→ **Dataset records**:

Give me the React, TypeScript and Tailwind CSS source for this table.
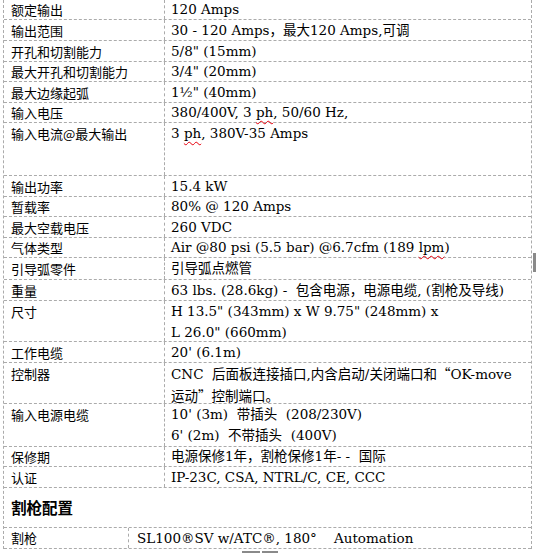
import type { ReactNode } from "react";

type Row = { label: string; h: string; multi?: boolean; value: ReactNode };

const Sq = ({ children }: { children: ReactNode }) => (
  <span className="underline decoration-wavy decoration-red-600 decoration-1 underline-offset-[3px]">{children}</span>
);

// full-width punctuation from the CJK face
const Cj = ({ children }: { children: ReactNode }) => (
  <span style={{ fontFamily: '"Noto Sans CJK SC", sans-serif' }}>{children}</span>
);

const rows: Row[] = [
  { label: "额定输出", h: "h-[20px]", value: "120 Amps" },
  {
    label: "输出范围",
    h: "h-[21px]",
    value: (
      <>
        30 - 120 Amps<Cj>，</Cj>最大120 Amps,可调
      </>
    ),
  },
  { label: "开孔和切割能力", h: "h-[21px]", value: '5/8" (15mm)' },
  { label: "最大开孔和切割能力", h: "h-[20px]", value: '3/4" (20mm)' },
  { label: "最大边缘起弧", h: "h-[21px]", value: '1½" (40mm)' },
  {
    label: "输入电压",
    h: "h-[20px]",
    value: (
      <>
        380/400V, 3 <Sq>ph</Sq>, 50/60 Hz,
      </>
    ),
  },
  {
    label: "输入电流@最大输出",
    h: "h-[53px]",
    multi: true,
    value: (
      <>
        3 <Sq>ph</Sq>, 380V-35 Amps
      </>
    ),
  },
  { label: "输出功率", h: "h-[21px]", value: "15.4 kW" },
  { label: "暂载率", h: "h-[20px]", value: "80% @ 120 Amps" },
  { label: "最大空载电压", h: "h-[21px]", value: "260 VDC" },
  {
    label: "气体类型",
    h: "h-[20px]",
    value: (
      <>
        Air @80 psi (5.5 bar) @6.7cfm (189 <Sq>lpm</Sq>)
      </>
    ),
  },
  { label: "引导弧零件", h: "h-[22px]", value: "引导弧点燃管" },
  { label: "重量", h: "h-[21px]", value: "63 lbs. (28.6kg) -  包含电源，电源电缆, (割枪及导线)" },
  {
    label: "尺寸",
    h: "h-[41px]",
    multi: true,
    value: (
      <>
        H 13.5" (343mm) x W 9.75" (248mm) x
        <br />
        L 26.0" (660mm)
      </>
    ),
  },
  { label: "工作电缆", h: "h-[21px]", value: "20' (6.1m)" },
  {
    label: "控制器",
    h: "h-[41px]",
    multi: true,
    value: (
      <>
        CNC  后面板连接插口,内含启动/关闭端口和<Cj>“</Cj>OK-move
        <br />
        运动<Cj>”</Cj>控制端口。
      </>
    ),
  },
  {
    label: "输入电源电缆",
    h: "h-[43px]",
    multi: true,
    value: (
      <>
        10' (3m)  带插头  (208/230V)
        <br />
        6' (2m)  不带插头  (400V)
      </>
    ),
  },
  { label: "保修期", h: "h-[20px]", value: "电源保修1年，割枪保修1年- -  国际" },
  { label: "认证", h: "h-[21px]", value: "IP-23C, CSA, NTRL/C, CE, CCC" },
];

export default function App() {
  return (
    <div
      className="relative h-[553px] w-[536px] overflow-hidden bg-white text-[13px] text-black"
      style={{ fontFamily: '"DejaVu Serif", "Noto Sans CJK SC", serif' }}
    >
      {/* spec table */}
      <div className="ml-[3px] w-[529px] border-x border-dashed border-[#ababab]">
        {rows.map((r) => (
          <div
            key={r.label}
            className={`flex border-b border-dashed border-[#ababab] ${r.h} ${r.multi ? "items-start" : "items-center"}`}
          >
            <div
              className="w-[161px] shrink-0 self-stretch border-r border-dashed border-[#ababab] pl-[7px] leading-[21px]"
              style={{ fontFamily: '"Noto Sans CJK SC", sans-serif' }}
            >
              <div className={r.multi ? "" : "flex h-full items-center"}>{r.label}</div>
            </div>
            <div className="whitespace-pre pl-[6px] text-[13.5px] leading-[21px]">{r.value}</div>
          </div>
        ))}

        {/* heading */}
        <div className="flex h-[40px] items-center border-b border-dashed border-[#ababab] pl-[7px]">
          <span
            className="text-[15.5px] font-bold"
            style={{ fontFamily: '"Noto Sans CJK SC", sans-serif' }}
          >
            割枪配置
          </span>
        </div>

        <div className="flex h-[21px] items-center border-b border-dashed border-[#ababab]">
          <div
            className="flex w-[125px] shrink-0 items-center self-stretch border-r border-dashed border-[#ababab] pl-[7px]"
            style={{ fontFamily: '"Noto Sans CJK SC", sans-serif' }}
          >
            割枪
          </div>
          <div className="whitespace-pre pl-[8px] text-[13.5px] leading-[21px]">SL100®SV w/ATC®, 180°    Automation</div>
        </div>
      </div>

      {/* scroll marks */}
      <div className="absolute left-[533px] top-[253px] h-[19px] w-[3px] bg-[#8a8a8a]" />
      <div className="absolute bottom-0 left-[242px] h-[2px] w-[18px] bg-[#8a8a8a]" />
      <div className="absolute bottom-0 left-[262px] h-[2px] w-[16px] bg-[#8a8a8a]" />
    </div>
  );
}
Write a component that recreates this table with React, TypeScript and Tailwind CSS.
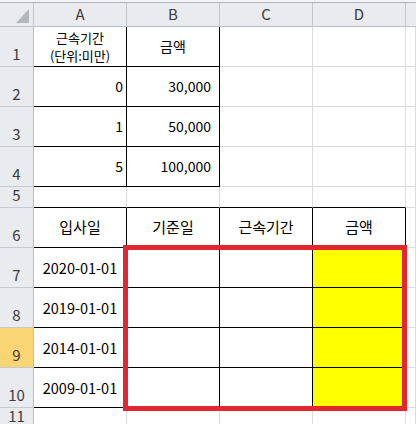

→ **Task goal**: Images must not appear in the copy; reproduce everything else in the records verbatim.

→ **Task result**:
Give me the React, TypeScript and Tailwind CSS source for this table.
import type { ReactNode } from "react";

type Row = { label: string; h: string; multi?: boolean; value: ReactNode };

const Sq = ({ children }: { children: ReactNode }) => (
  <span className="underline decoration-wavy decoration-red-600 decoration-1 underline-offset-[3px]">{children}</span>
);

// full-width punctuation from the CJK face
const Cj = ({ children }: { children: ReactNode }) => (
  <span style={{ fontFamily: '"Noto Sans CJK SC", sans-serif' }}>{children}</span>
);

const rows: Row[] = [
  { label: "额定输出", h: "h-[20px]", value: "120 Amps" },
  {
    label: "输出范围",
    h: "h-[21px]",
    value: (
      <>
        30 - 120 Amps<Cj>，</Cj>最大120 Amps,可调
      </>
    ),
  },
  { label: "开孔和切割能力", h: "h-[21px]", value: '5/8" (15mm)' },
  { label: "最大开孔和切割能力", h: "h-[20px]", value: '3/4" (20mm)' },
  { label: "最大边缘起弧", h: "h-[21px]", value: '1½" (40mm)' },
  {
    label: "输入电压",
    h: "h-[20px]",
    value: (
      <>
        380/400V, 3 <Sq>ph</Sq>, 50/60 Hz,
      </>
    ),
  },
  {
    label: "输入电流@最大输出",
    h: "h-[53px]",
    multi: true,
    value: (
      <>
        3 <Sq>ph</Sq>, 380V-35 Amps
      </>
    ),
  },
  { label: "输出功率", h: "h-[21px]", value: "15.4 kW" },
  { label: "暂载率", h: "h-[20px]", value: "80% @ 120 Amps" },
  { label: "最大空载电压", h: "h-[21px]", value: "260 VDC" },
  {
    label: "气体类型",
    h: "h-[20px]",
    value: (
      <>
        Air @80 psi (5.5 bar) @6.7cfm (189 <Sq>lpm</Sq>)
      </>
    ),
  },
  { label: "引导弧零件", h: "h-[22px]", value: "引导弧点燃管" },
  { label: "重量", h: "h-[21px]", value: "63 lbs. (28.6kg) -  包含电源，电源电缆, (割枪及导线)" },
  {
    label: "尺寸",
    h: "h-[41px]",
    multi: true,
    value: (
      <>
        H 13.5" (343mm) x W 9.75" (248mm) x
        <br />
        L 26.0" (660mm)
      </>
    ),
  },
  { label: "工作电缆", h: "h-[21px]", value: "20' (6.1m)" },
  {
    label: "控制器",
    h: "h-[41px]",
    multi: true,
    value: (
      <>
        CNC  后面板连接插口,内含启动/关闭端口和<Cj>“</Cj>OK-move
        <br />
        运动<Cj>”</Cj>控制端口。
      </>
    ),
  },
  {
    label: "输入电源电缆",
    h: "h-[43px]",
    multi: true,
    value: (
      <>
        10' (3m)  带插头  (208/230V)
        <br />
        6' (2m)  不带插头  (400V)
      </>
    ),
  },
  { label: "保修期", h: "h-[20px]", value: "电源保修1年，割枪保修1年- -  国际" },
  { label: "认证", h: "h-[21px]", value: "IP-23C, CSA, NTRL/C, CE, CCC" },
];

export default function App() {
  return (
    <div
      className="relative h-[553px] w-[536px] overflow-hidden bg-white text-[13px] text-black"
      style={{ fontFamily: '"DejaVu Serif", "Noto Sans CJK SC", serif' }}
    >
      {/* spec table */}
      <div className="ml-[3px] w-[529px] border-x border-dashed border-[#ababab]">
        {rows.map((r) => (
          <div
            key={r.label}
            className={`flex border-b border-dashed border-[#ababab] ${r.h} ${r.multi ? "items-start" : "items-center"}`}
          >
            <div
              className="w-[161px] shrink-0 self-stretch border-r border-dashed border-[#ababab] pl-[7px] leading-[21px]"
              style={{ fontFamily: '"Noto Sans CJK SC", sans-serif' }}
            >
              <div className={r.multi ? "" : "flex h-full items-center"}>{r.label}</div>
            </div>
            <div className="whitespace-pre pl-[6px] text-[13.5px] leading-[21px]">{r.value}</div>
          </div>
        ))}

        {/* heading */}
        <div className="flex h-[40px] items-center border-b border-dashed border-[#ababab] pl-[7px]">
          <span
            className="text-[15.5px] font-bold"
            style={{ fontFamily: '"Noto Sans CJK SC", sans-serif' }}
          >
            割枪配置
          </span>
        </div>

        <div className="flex h-[21px] items-center border-b border-dashed border-[#ababab]">
          <div
            className="flex w-[125px] shrink-0 items-center self-stretch border-r border-dashed border-[#ababab] pl-[7px]"
            style={{ fontFamily: '"Noto Sans CJK SC", sans-serif' }}
          >
            割枪
          </div>
          <div className="whitespace-pre pl-[8px] text-[13.5px] leading-[21px]">SL100®SV w/ATC®, 180°    Automation</div>
        </div>
      </div>

      {/* scroll marks */}
      <div className="absolute left-[533px] top-[253px] h-[19px] w-[3px] bg-[#8a8a8a]" />
      <div className="absolute bottom-0 left-[242px] h-[2px] w-[18px] bg-[#8a8a8a]" />
      <div className="absolute bottom-0 left-[262px] h-[2px] w-[16px] bg-[#8a8a8a]" />
    </div>
  );
}
Write a component that recreates this table with React, TypeScript and Tailwind CSS.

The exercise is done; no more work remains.